**Problem description:** Reproduce the material word for word; the images stay out.

**Dataset excerpt:**
===============

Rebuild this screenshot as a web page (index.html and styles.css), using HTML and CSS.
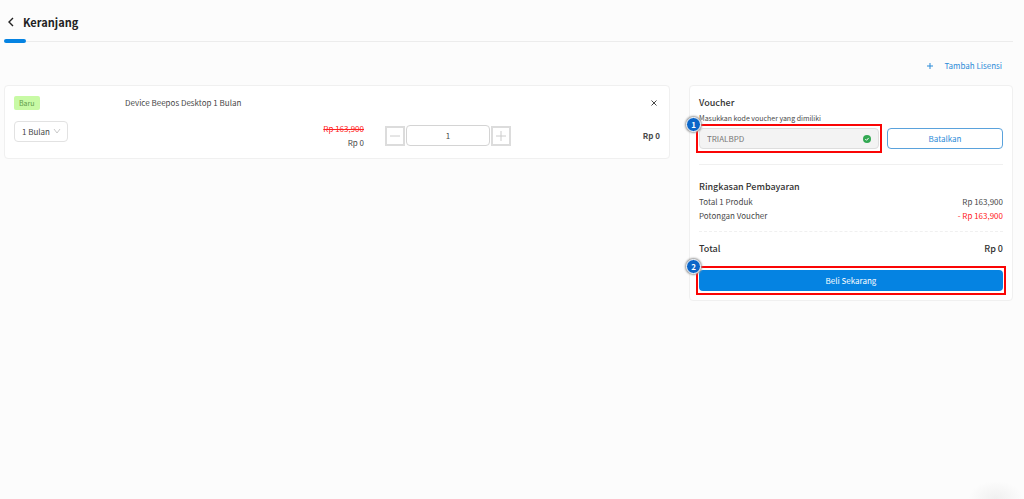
FILE: index.html
```html
<!DOCTYPE html>
<html lang="id">
<head>
<meta charset="utf-8">
<meta name="viewport" content="width=device-width, initial-scale=1">
<title>Keranjang</title>
<link rel="stylesheet" href="styles.css">
</head>
<body>
<header class="header">
  <button class="back" type="button" aria-label="Kembali"><svg viewBox="0 0 8 10" width="8" height="10"><path d="M6 1 2 5l4 4"/></svg></button>
  <h1 class="title">Keranjang</h1>
</header>
<main>
  <div class="toolbar">
    <a class="add-link" href="#"><svg viewBox="0 0 8 8" width="8" height="8"><path d="M4 1v6M1 4h6"/></svg><span>Tambah Lisensi</span></a>
  </div>
  <div class="layout">
    <section class="card item">
      <div class="item-top">
        <div><span class="tag">Baru</span></div>
        <span class="name">Device Beepos Desktop 1 Bulan</span>
        <button class="remove" type="button" aria-label="Hapus"><svg viewBox="0 0 8 8" width="8" height="8"><path d="M1.500 1.500l5 5M6.500 1.500l-5 5"/></svg></button>
      </div>
      <div class="item-bottom">
        <div class="select">
          <select aria-label="Durasi"><option>1 Bulan</option></select>
          <svg class="chevron" viewBox="0 0 8 6" width="8" height="6"><path d="M1 1l3 4 3-4"/></svg>
        </div>
        <div class="prices"><del>Rp 163,900</del><span>Rp 0</span></div>
        <div class="qty">
          <button type="button" aria-label="Kurangi"><svg viewBox="0 0 12 12" width="12" height="12"><path d="M1 6h10"/></svg></button>
          <input type="text" value="1" aria-label="Jumlah">
          <button type="button" aria-label="Tambah"><svg viewBox="0 0 12 12" width="12" height="12"><path d="M1 6h10M6 1v10"/></svg></button>
        </div>
        <strong class="subtotal">Rp 0</strong>
      </div>
    </section>
    <aside class="card summary">
      <h2>Voucher</h2>
      <label class="hint" for="voucher">Masukkan kode voucher yang dimiliki</label>
      <div class="voucher">
        <div class="field">
          <input id="voucher" type="text" value="TRIALBPD" readonly>
          <svg class="check" viewBox="0 0 8 8" width="8" height="8"><circle cx="4" cy="4" r="4"/><path d="M2.300 4.100l1.200 1.200 2.200-2.400"/></svg>
          <span class="mark"><span class="pin">1</span></span>
        </div>
        <button class="cancel" type="button">Batalkan</button>
      </div>
      <hr>
      <h2>Ringkasan Pembayaran</h2>
      <div class="row"><span>Total 1 Produk</span><span>Rp 163,900</span></div>
      <div class="row"><span>Potongan Voucher</span><span class="minus">- Rp 163,900</span></div>
      <hr class="dashed">
      <div class="row total"><span>Total</span><span>Rp 0</span></div>
      <div class="buy-wrap">
        <button class="buy" type="button">Beli Sekarang</button>
        <span class="mark"><span class="pin">2</span></span>
      </div>
    </aside>
  </div>
</main>
<div class="glow"></div>
</body>
</html>
```
FILE: styles.css
```css
* { box-sizing: border-box; }
body {
  margin: 0;
  padding: 0 11px 0 4px;
  min-height: 100vh;
  position: relative;
  overflow-x: hidden;
  background: #fcfcfc;
  color: #484848;
  font: 8px/14px "Noto Sans CJK SC", "Noto Sans", sans-serif;
}
h1, h2 { margin: 0; }
button, input, select { font: inherit; color: inherit; margin: 0; }
button { padding: 0; border: 0; background: none; cursor: pointer; }
svg { display: block; fill: none; stroke: currentColor; }

.header {
  display: flex;
  align-items: center;
  gap: 8px;
  height: 42px;
  padding: 3px 0 0 3px;
  border-bottom: 1px solid #ececec;
  position: relative;
  color: #222;
}
.header::after {
  content: "";
  position: absolute;
  left: 0;
  bottom: -2px;
  width: 22px;
  height: 4px;
  border-radius: 2px;
  background: #0583e2;
}
.back svg { stroke-width: 1.4; }
.title { font-size: 11px; line-height: 16px; font-weight: 700; }

.toolbar {
  display: flex;
  justify-content: flex-end;
  padding: 17px 11px 12px 0;
}
.add-link {
  display: flex;
  align-items: center;
  gap: 10px;
  color: #2b8bd8;
  text-decoration: none;
}

.layout {
  display: grid;
  grid-template-columns: 666fr 324fr;
  gap: 19px;
  align-items: start;
}
.card {
  background: #fff;
  border: 1px solid #f0f0f0;
  border-radius: 4px;
  padding: 9px;
}

.item { padding-top: 10px; padding-bottom: 8px; }
.item-top, .item-bottom { display: grid; align-items: center; }
.item-top { grid-template-columns: 111fr 523fr 12px; }
.tag {
  display: inline-block;
  padding: 0 5px;
  border-radius: 2px;
  background: #c8faa5;
  color: #619b4b;
  font-size: 7px;
}
.remove { display: grid; place-items: center; }
.item-bottom { grid-template-columns: 111fr 260fr 126fr 149fr; margin-top: 11px; }
.select { position: relative; width: 54px; margin-bottom: 8px; }
.select select {
  appearance: none;
  display: block;
  width: 100%;
  height: 21px;
  padding: 0 7px;
  border: 1px solid #e2e2e2;
  border-radius: 4px;
  background: #fff;
}
.chevron { position: absolute; right: 7px; top: 7px; color: #bbb; stroke-width: 0.8; pointer-events: none; }
.prices { display: flex; flex-direction: column; align-items: flex-end; padding-right: 21px; }
.prices del { color: #f22; }
.qty { display: flex; align-items: center; gap: 1px; min-width: 0; }
.qty button {
  display: grid;
  place-items: center;
  flex: none;
  width: 20px;
  height: 20px;
  border: 2px solid #dcdcdc;
  color: #ccc;
}
.qty input {
  flex: 1;
  width: 0;
  min-width: 0;
  height: 21px;
  border: 1px solid #d4d4d4;
  border-radius: 4px;
  background: #fff;
  text-align: center;
}
.subtotal { text-align: right; }

h2 { font-size: 9px; line-height: 16px; font-weight: 500; color: #333; }
.hint { display: block; font-size: 7px; line-height: 14px; }
.voucher { display: grid; grid-template-columns: 180fr 116fr; gap: 8px; margin-top: 3px; }
.field, .buy-wrap { position: relative; }
.field input {
  display: block;
  width: 100%;
  height: 21px;
  padding: 0 20px 0 7px;
  border: 1px solid #dedede;
  border-radius: 4px;
  background: #f3f3f3;
  color: #777;
}
.check { position: absolute; right: 8px; top: 7px; stroke: none; }
.check circle { fill: #32a852; }
.check path { stroke: #fff; }
.mark { position: absolute; inset: -4px -3px; border: 2px solid #fa0505; pointer-events: none; }
.pin {
  position: absolute;
  left: -12px;
  top: -9px;
  width: 15px;
  height: 15px;
  border: 1px solid #fff;
  border-radius: 50%;
  background: #0b66c8;
  box-shadow: 0 0 2px 1px #999;
  color: #fff;
  font-weight: 700;
  line-height: 13px;
  text-align: center;
}
.cancel { height: 21px; border: 1px solid #5aa2dc; border-radius: 4px; background: #fff; color: #2b8bd8; }
hr { height: 0; margin: 15px 0 14px; border: 0; border-top: 1px solid #f0f0f0; }
hr.dashed { margin: 8px 0 9px; border-top-style: dashed; }
.row { display: flex; justify-content: space-between; }
.row .minus { color: #f22; }
.row.total { font-size: 9px; line-height: 16px; font-weight: 500; color: #333; }
.buy-wrap { margin-top: 13px; }
.buy { display: block; width: 100%; height: 21px; border-radius: 4px; background: #0583e2; color: #fff; }

.glow {
  position: absolute;
  right: 0;
  bottom: 0;
  width: 56px;
  height: 18px;
  background: radial-gradient(ellipse at bottom, #f0f0f0, #fcfcfc 70%);
}
```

===============

**The answer:**
Rebuild this screenshot as a web page (index.html and styles.css), using HTML and CSS.
FILE: index.html
```html
<!DOCTYPE html>
<html lang="id">
<head>
<meta charset="utf-8">
<meta name="viewport" content="width=device-width, initial-scale=1">
<title>Keranjang</title>
<link rel="stylesheet" href="styles.css">
</head>
<body>
<header class="header">
  <button class="back" type="button" aria-label="Kembali"><svg viewBox="0 0 8 10" width="8" height="10"><path d="M6 1 2 5l4 4"/></svg></button>
  <h1 class="title">Keranjang</h1>
</header>
<main>
  <div class="toolbar">
    <a class="add-link" href="#"><svg viewBox="0 0 8 8" width="8" height="8"><path d="M4 1v6M1 4h6"/></svg><span>Tambah Lisensi</span></a>
  </div>
  <div class="layout">
    <section class="card item">
      <div class="item-top">
        <div><span class="tag">Baru</span></div>
        <span class="name">Device Beepos Desktop 1 Bulan</span>
        <button class="remove" type="button" aria-label="Hapus"><svg viewBox="0 0 8 8" width="8" height="8"><path d="M1.500 1.500l5 5M6.500 1.500l-5 5"/></svg></button>
      </div>
      <div class="item-bottom">
        <div class="select">
          <select aria-label="Durasi"><option>1 Bulan</option></select>
          <svg class="chevron" viewBox="0 0 8 6" width="8" height="6"><path d="M1 1l3 4 3-4"/></svg>
        </div>
        <div class="prices"><del>Rp 163,900</del><span>Rp 0</span></div>
        <div class="qty">
          <button type="button" aria-label="Kurangi"><svg viewBox="0 0 12 12" width="12" height="12"><path d="M1 6h10"/></svg></button>
          <input type="text" value="1" aria-label="Jumlah">
          <button type="button" aria-label="Tambah"><svg viewBox="0 0 12 12" width="12" height="12"><path d="M1 6h10M6 1v10"/></svg></button>
        </div>
        <strong class="subtotal">Rp 0</strong>
      </div>
    </section>
    <aside class="card summary">
      <h2>Voucher</h2>
      <label class="hint" for="voucher">Masukkan kode voucher yang dimiliki</label>
      <div class="voucher">
        <div class="field">
          <input id="voucher" type="text" value="TRIALBPD" readonly>
          <svg class="check" viewBox="0 0 8 8" width="8" height="8"><circle cx="4" cy="4" r="4"/><path d="M2.300 4.100l1.200 1.200 2.200-2.400"/></svg>
          <span class="mark"><span class="pin">1</span></span>
        </div>
        <button class="cancel" type="button">Batalkan</button>
      </div>
      <hr>
      <h2>Ringkasan Pembayaran</h2>
      <div class="row"><span>Total 1 Produk</span><span>Rp 163,900</span></div>
      <div class="row"><span>Potongan Voucher</span><span class="minus">- Rp 163,900</span></div>
      <hr class="dashed">
      <div class="row total"><span>Total</span><span>Rp 0</span></div>
      <div class="buy-wrap">
        <button class="buy" type="button">Beli Sekarang</button>
        <span class="mark"><span class="pin">2</span></span>
      </div>
    </aside>
  </div>
</main>
<div class="glow"></div>
</body>
</html>
```
FILE: styles.css
```css
* { box-sizing: border-box; }
body {
  margin: 0;
  padding: 0 11px 0 4px;
  min-height: 100vh;
  position: relative;
  overflow-x: hidden;
  background: #fcfcfc;
  color: #484848;
  font: 8px/14px "Noto Sans CJK SC", "Noto Sans", sans-serif;
}
h1, h2 { margin: 0; }
button, input, select { font: inherit; color: inherit; margin: 0; }
button { padding: 0; border: 0; background: none; cursor: pointer; }
svg { display: block; fill: none; stroke: currentColor; }

.header {
  display: flex;
  align-items: center;
  gap: 8px;
  height: 42px;
  padding: 3px 0 0 3px;
  border-bottom: 1px solid #ececec;
  position: relative;
  color: #222;
}
.header::after {
  content: "";
  position: absolute;
  left: 0;
  bottom: -2px;
  width: 22px;
  height: 4px;
  border-radius: 2px;
  background: #0583e2;
}
.back svg { stroke-width: 1.4; }
.title { font-size: 11px; line-height: 16px; font-weight: 700; }

.toolbar {
  display: flex;
  justify-content: flex-end;
  padding: 17px 11px 12px 0;
}
.add-link {
  display: flex;
  align-items: center;
  gap: 10px;
  color: #2b8bd8;
  text-decoration: none;
}

.layout {
  display: grid;
  grid-template-columns: 666fr 324fr;
  gap: 19px;
  align-items: start;
}
.card {
  background: #fff;
  border: 1px solid #f0f0f0;
  border-radius: 4px;
  padding: 9px;
}

.item { padding-top: 10px; padding-bottom: 8px; }
.item-top, .item-bottom { display: grid; align-items: center; }
.item-top { grid-template-columns: 111fr 523fr 12px; }
.tag {
  display: inline-block;
  padding: 0 5px;
  border-radius: 2px;
  background: #c8faa5;
  color: #619b4b;
  font-size: 7px;
}
.remove { display: grid; place-items: center; }
.item-bottom { grid-template-columns: 111fr 260fr 126fr 149fr; margin-top: 11px; }
.select { position: relative; width: 54px; margin-bottom: 8px; }
.select select {
  appearance: none;
  display: block;
  width: 100%;
  height: 21px;
  padding: 0 7px;
  border: 1px solid #e2e2e2;
  border-radius: 4px;
  background: #fff;
}
.chevron { position: absolute; right: 7px; top: 7px; color: #bbb; stroke-width: 0.8; pointer-events: none; }
.prices { display: flex; flex-direction: column; align-items: flex-end; padding-right: 21px; }
.prices del { color: #f22; }
.qty { display: flex; align-items: center; gap: 1px; min-width: 0; }
.qty button {
  display: grid;
  place-items: center;
  flex: none;
  width: 20px;
  height: 20px;
  border: 2px solid #dcdcdc;
  color: #ccc;
}
.qty input {
  flex: 1;
  width: 0;
  min-width: 0;
  height: 21px;
  border: 1px solid #d4d4d4;
  border-radius: 4px;
  background: #fff;
  text-align: center;
}
.subtotal { text-align: right; }

h2 { font-size: 9px; line-height: 16px; font-weight: 500; color: #333; }
.hint { display: block; font-size: 7px; line-height: 14px; }
.voucher { display: grid; grid-template-columns: 180fr 116fr; gap: 8px; margin-top: 3px; }
.field, .buy-wrap { position: relative; }
.field input {
  display: block;
  width: 100%;
  height: 21px;
  padding: 0 20px 0 7px;
  border: 1px solid #dedede;
  border-radius: 4px;
  background: #f3f3f3;
  color: #777;
}
.check { position: absolute; right: 8px; top: 7px; stroke: none; }
.check circle { fill: #32a852; }
.check path { stroke: #fff; }
.mark { position: absolute; inset: -4px -3px; border: 2px solid #fa0505; pointer-events: none; }
.pin {
  position: absolute;
  left: -12px;
  top: -9px;
  width: 15px;
  height: 15px;
  border: 1px solid #fff;
  border-radius: 50%;
  background: #0b66c8;
  box-shadow: 0 0 2px 1px #999;
  color: #fff;
  font-weight: 700;
  line-height: 13px;
  text-align: center;
}
.cancel { height: 21px; border: 1px solid #5aa2dc; border-radius: 4px; background: #fff; color: #2b8bd8; }
hr { height: 0; margin: 15px 0 14px; border: 0; border-top: 1px solid #f0f0f0; }
hr.dashed { margin: 8px 0 9px; border-top-style: dashed; }
.row { display: flex; justify-content: space-between; }
.row .minus { color: #f22; }
.row.total { font-size: 9px; line-height: 16px; font-weight: 500; color: #333; }
.buy-wrap { margin-top: 13px; }
.buy { display: block; width: 100%; height: 21px; border-radius: 4px; background: #0583e2; color: #fff; }

.glow {
  position: absolute;
  right: 0;
  bottom: 0;
  width: 56px;
  height: 18px;
  background: radial-gradient(ellipse at bottom, #f0f0f0, #fcfcfc 70%);
}
```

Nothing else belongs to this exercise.